I am excited to report that on Monday, former wrestler and Minnesota governor Jesse Ventura filed a lawsuit against the TSA. He is asking for an injunction against their use of whole body imaging (strip search machines) and intrusive pat-downs.
In the complaint, he writes that Homeland Security Secretary Janet Napolitano and TSA chief John Pistole “have, and unless enjoined or restrained will continue to violate his rights under the Fourth Amendment to the United States Constitution to be free from unreasonable searches and seizures.” As the host of Conspiracy Theory on TruTV, he must travel frequently. Because of his hip replacement surgery, he sets off the metal detector every time he flies, and is now subjected to full-body scanners and pat-downs, even though prior to November, he had only been subjected to a “non-invasive magnetic hand-wand inspection.”

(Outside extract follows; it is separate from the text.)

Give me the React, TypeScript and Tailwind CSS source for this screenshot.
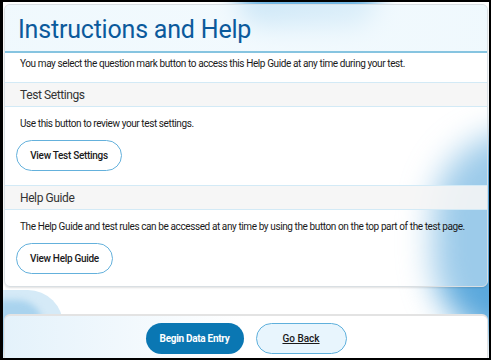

“TSA and DHS have no factual basis to support any reasonable suspicion that Governor Ventura poses any threat to airline safety, nor does he in fact post any such threat,” he points out. In November 2010 he was selected for “additional security” and “was not free to leave the airport security area or to decline his scheduled flight to avoid additional screening, which is a seizure of his person, and he was subjected to a pat-down body search, which is a search of his person.”
The complaint continues,
“WBI violates Governor Ventura’s basic rights to dignity and privacy and his right to be free from unreasonable searches and seizures, because through generation of a three-dimensional image of his person in an unclothed state, which image is viewed by others and can be electronically stored, saved, reproduced and transmitted, the procedure is tantamount to a warrantless, non-suspicion-based, electronically-recorded strip search.
The WBIs…meet the definition of unlawful video voyeurism…and are demeaning and degrading…
Pat-down body searches violate Governor Ventura’s basic rights to privacy and dignity, and his right to be free from unreasonable searches and seizures, because they include warrantless, non-suspicion-based offensive touching, gripping, and rubbing of the genital and other sensitive areas of his body.
The pat-down body searches…meet the definition for an unlawful sexual assault…and are demeaning and degrading.”
This might be the most high profile anti-TSA lawsuit yet, and I am so glad that Ventura decided to stand up for not only his rights, but the rights of all of us. I agree strongly with everything he says in the complaint. Go Jesse, go!